Problem to solve → Repeat all of the material below exactly as written, images excluded.

++++++++++

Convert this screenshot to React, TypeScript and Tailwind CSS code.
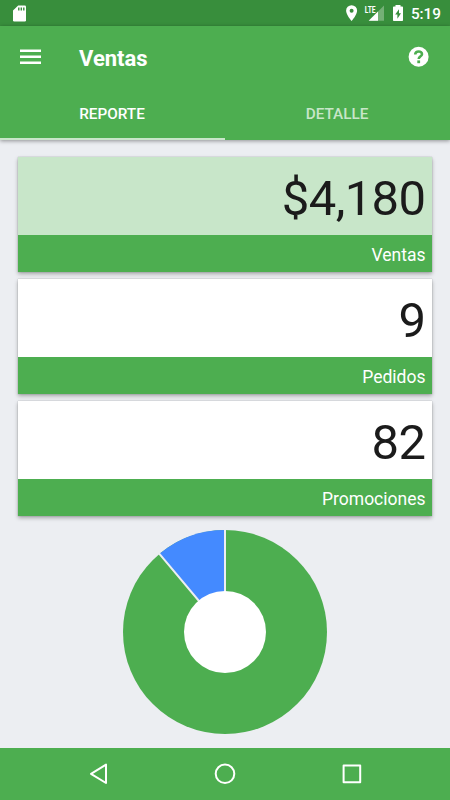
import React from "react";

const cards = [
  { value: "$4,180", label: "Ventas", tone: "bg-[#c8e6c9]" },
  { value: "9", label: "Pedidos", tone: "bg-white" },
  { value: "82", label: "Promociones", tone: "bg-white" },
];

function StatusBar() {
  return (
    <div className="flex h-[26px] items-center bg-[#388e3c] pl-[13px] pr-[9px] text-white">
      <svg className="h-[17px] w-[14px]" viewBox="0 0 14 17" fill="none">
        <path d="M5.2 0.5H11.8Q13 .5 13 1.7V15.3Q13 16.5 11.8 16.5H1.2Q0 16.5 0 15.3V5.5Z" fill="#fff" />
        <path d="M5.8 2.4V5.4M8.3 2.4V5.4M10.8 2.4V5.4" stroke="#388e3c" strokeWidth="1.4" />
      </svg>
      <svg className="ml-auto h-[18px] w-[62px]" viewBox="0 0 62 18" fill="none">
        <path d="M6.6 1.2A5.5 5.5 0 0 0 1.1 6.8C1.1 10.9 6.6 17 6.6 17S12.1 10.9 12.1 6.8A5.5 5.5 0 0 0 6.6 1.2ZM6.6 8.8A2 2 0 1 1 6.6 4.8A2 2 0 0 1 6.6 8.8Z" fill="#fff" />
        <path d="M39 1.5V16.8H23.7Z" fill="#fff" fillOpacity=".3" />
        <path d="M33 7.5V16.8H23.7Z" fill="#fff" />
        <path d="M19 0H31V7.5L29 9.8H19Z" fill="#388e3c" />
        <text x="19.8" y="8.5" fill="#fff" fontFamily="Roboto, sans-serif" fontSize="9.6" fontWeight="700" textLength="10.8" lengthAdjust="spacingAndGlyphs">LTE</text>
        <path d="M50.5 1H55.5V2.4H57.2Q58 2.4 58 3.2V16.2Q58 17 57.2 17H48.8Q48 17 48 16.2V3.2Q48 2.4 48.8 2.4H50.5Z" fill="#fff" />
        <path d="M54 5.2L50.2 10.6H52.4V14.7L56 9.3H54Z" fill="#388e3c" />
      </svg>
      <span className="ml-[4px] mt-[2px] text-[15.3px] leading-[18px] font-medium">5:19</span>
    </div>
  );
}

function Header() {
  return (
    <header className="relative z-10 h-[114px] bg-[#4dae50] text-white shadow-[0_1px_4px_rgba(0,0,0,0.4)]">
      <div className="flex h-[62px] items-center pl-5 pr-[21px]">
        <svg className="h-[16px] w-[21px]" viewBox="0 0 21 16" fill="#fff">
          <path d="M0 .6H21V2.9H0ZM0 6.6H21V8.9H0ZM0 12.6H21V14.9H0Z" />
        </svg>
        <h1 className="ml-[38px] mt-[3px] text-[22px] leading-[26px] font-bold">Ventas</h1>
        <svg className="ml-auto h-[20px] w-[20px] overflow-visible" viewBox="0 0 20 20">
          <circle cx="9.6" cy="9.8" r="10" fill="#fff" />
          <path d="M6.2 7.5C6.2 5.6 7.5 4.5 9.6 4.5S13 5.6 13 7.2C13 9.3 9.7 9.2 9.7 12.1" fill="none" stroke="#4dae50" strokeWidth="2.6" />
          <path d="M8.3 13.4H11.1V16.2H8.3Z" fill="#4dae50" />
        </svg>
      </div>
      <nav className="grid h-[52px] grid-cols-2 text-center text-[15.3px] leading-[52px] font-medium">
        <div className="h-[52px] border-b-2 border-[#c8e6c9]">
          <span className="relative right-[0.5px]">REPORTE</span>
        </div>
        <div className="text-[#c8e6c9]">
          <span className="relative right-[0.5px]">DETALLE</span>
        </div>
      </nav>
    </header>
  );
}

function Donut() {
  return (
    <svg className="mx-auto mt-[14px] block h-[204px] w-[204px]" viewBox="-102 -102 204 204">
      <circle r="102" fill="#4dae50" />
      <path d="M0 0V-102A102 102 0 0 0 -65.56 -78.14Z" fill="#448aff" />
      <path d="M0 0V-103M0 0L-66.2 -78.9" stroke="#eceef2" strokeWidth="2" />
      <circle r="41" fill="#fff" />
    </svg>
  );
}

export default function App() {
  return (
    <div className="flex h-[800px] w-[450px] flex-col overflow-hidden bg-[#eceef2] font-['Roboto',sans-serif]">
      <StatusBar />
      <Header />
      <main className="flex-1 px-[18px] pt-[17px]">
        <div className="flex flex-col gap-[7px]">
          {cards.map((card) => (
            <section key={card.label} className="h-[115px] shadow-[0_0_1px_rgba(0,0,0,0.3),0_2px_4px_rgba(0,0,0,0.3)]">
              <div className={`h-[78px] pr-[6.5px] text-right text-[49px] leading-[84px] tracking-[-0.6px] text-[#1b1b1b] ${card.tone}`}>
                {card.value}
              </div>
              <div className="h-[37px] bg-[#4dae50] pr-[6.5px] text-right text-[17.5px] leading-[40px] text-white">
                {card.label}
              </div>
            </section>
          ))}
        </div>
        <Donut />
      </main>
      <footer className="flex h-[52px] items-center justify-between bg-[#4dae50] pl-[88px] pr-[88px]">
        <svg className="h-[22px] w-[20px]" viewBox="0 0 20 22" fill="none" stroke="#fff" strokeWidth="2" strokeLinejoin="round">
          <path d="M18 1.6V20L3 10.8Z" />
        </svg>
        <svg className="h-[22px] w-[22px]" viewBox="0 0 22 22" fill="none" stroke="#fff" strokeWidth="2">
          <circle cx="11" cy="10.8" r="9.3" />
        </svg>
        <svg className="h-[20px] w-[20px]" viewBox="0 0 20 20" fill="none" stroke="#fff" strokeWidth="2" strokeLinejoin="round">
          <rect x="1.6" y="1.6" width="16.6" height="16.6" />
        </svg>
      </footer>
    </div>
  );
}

++++++++++

Expected answer →
Convert this screenshot to React, TypeScript and Tailwind CSS code.
import React from "react";

const cards = [
  { value: "$4,180", label: "Ventas", tone: "bg-[#c8e6c9]" },
  { value: "9", label: "Pedidos", tone: "bg-white" },
  { value: "82", label: "Promociones", tone: "bg-white" },
];

function StatusBar() {
  return (
    <div className="flex h-[26px] items-center bg-[#388e3c] pl-[13px] pr-[9px] text-white">
      <svg className="h-[17px] w-[14px]" viewBox="0 0 14 17" fill="none">
        <path d="M5.2 0.5H11.8Q13 .5 13 1.7V15.3Q13 16.5 11.8 16.5H1.2Q0 16.5 0 15.3V5.5Z" fill="#fff" />
        <path d="M5.8 2.4V5.4M8.3 2.4V5.4M10.8 2.4V5.4" stroke="#388e3c" strokeWidth="1.4" />
      </svg>
      <svg className="ml-auto h-[18px] w-[62px]" viewBox="0 0 62 18" fill="none">
        <path d="M6.6 1.2A5.5 5.5 0 0 0 1.1 6.8C1.1 10.9 6.6 17 6.6 17S12.1 10.9 12.1 6.8A5.5 5.5 0 0 0 6.6 1.2ZM6.6 8.8A2 2 0 1 1 6.6 4.8A2 2 0 0 1 6.6 8.8Z" fill="#fff" />
        <path d="M39 1.5V16.8H23.7Z" fill="#fff" fillOpacity=".3" />
        <path d="M33 7.5V16.8H23.7Z" fill="#fff" />
        <path d="M19 0H31V7.5L29 9.8H19Z" fill="#388e3c" />
        <text x="19.8" y="8.5" fill="#fff" fontFamily="Roboto, sans-serif" fontSize="9.6" fontWeight="700" textLength="10.8" lengthAdjust="spacingAndGlyphs">LTE</text>
        <path d="M50.5 1H55.5V2.4H57.2Q58 2.4 58 3.2V16.2Q58 17 57.2 17H48.8Q48 17 48 16.2V3.2Q48 2.4 48.8 2.4H50.5Z" fill="#fff" />
        <path d="M54 5.2L50.2 10.6H52.4V14.7L56 9.3H54Z" fill="#388e3c" />
      </svg>
      <span className="ml-[4px] mt-[2px] text-[15.3px] leading-[18px] font-medium">5:19</span>
    </div>
  );
}

function Header() {
  return (
    <header className="relative z-10 h-[114px] bg-[#4dae50] text-white shadow-[0_1px_4px_rgba(0,0,0,0.4)]">
      <div className="flex h-[62px] items-center pl-5 pr-[21px]">
        <svg className="h-[16px] w-[21px]" viewBox="0 0 21 16" fill="#fff">
          <path d="M0 .6H21V2.9H0ZM0 6.6H21V8.9H0ZM0 12.6H21V14.9H0Z" />
        </svg>
        <h1 className="ml-[38px] mt-[3px] text-[22px] leading-[26px] font-bold">Ventas</h1>
        <svg className="ml-auto h-[20px] w-[20px] overflow-visible" viewBox="0 0 20 20">
          <circle cx="9.6" cy="9.8" r="10" fill="#fff" />
          <path d="M6.2 7.5C6.2 5.6 7.5 4.5 9.6 4.5S13 5.6 13 7.2C13 9.3 9.7 9.2 9.7 12.1" fill="none" stroke="#4dae50" strokeWidth="2.6" />
          <path d="M8.3 13.4H11.1V16.2H8.3Z" fill="#4dae50" />
        </svg>
      </div>
      <nav className="grid h-[52px] grid-cols-2 text-center text-[15.3px] leading-[52px] font-medium">
        <div className="h-[52px] border-b-2 border-[#c8e6c9]">
          <span className="relative right-[0.5px]">REPORTE</span>
        </div>
        <div className="text-[#c8e6c9]">
          <span className="relative right-[0.5px]">DETALLE</span>
        </div>
      </nav>
    </header>
  );
}

function Donut() {
  return (
    <svg className="mx-auto mt-[14px] block h-[204px] w-[204px]" viewBox="-102 -102 204 204">
      <circle r="102" fill="#4dae50" />
      <path d="M0 0V-102A102 102 0 0 0 -65.56 -78.14Z" fill="#448aff" />
      <path d="M0 0V-103M0 0L-66.2 -78.9" stroke="#eceef2" strokeWidth="2" />
      <circle r="41" fill="#fff" />
    </svg>
  );
}

export default function App() {
  return (
    <div className="flex h-[800px] w-[450px] flex-col overflow-hidden bg-[#eceef2] font-['Roboto',sans-serif]">
      <StatusBar />
      <Header />
      <main className="flex-1 px-[18px] pt-[17px]">
        <div className="flex flex-col gap-[7px]">
          {cards.map((card) => (
            <section key={card.label} className="h-[115px] shadow-[0_0_1px_rgba(0,0,0,0.3),0_2px_4px_rgba(0,0,0,0.3)]">
              <div className={`h-[78px] pr-[6.5px] text-right text-[49px] leading-[84px] tracking-[-0.6px] text-[#1b1b1b] ${card.tone}`}>
                {card.value}
              </div>
              <div className="h-[37px] bg-[#4dae50] pr-[6.5px] text-right text-[17.5px] leading-[40px] text-white">
                {card.label}
              </div>
            </section>
          ))}
        </div>
        <Donut />
      </main>
      <footer className="flex h-[52px] items-center justify-between bg-[#4dae50] pl-[88px] pr-[88px]">
        <svg className="h-[22px] w-[20px]" viewBox="0 0 20 22" fill="none" stroke="#fff" strokeWidth="2" strokeLinejoin="round">
          <path d="M18 1.6V20L3 10.8Z" />
        </svg>
        <svg className="h-[22px] w-[22px]" viewBox="0 0 22 22" fill="none" stroke="#fff" strokeWidth="2">
          <circle cx="11" cy="10.8" r="9.3" />
        </svg>
        <svg className="h-[20px] w-[20px]" viewBox="0 0 20 20" fill="none" stroke="#fff" strokeWidth="2" strokeLinejoin="round">
          <rect x="1.6" y="1.6" width="16.6" height="16.6" />
        </svg>
      </footer>
    </div>
  );
}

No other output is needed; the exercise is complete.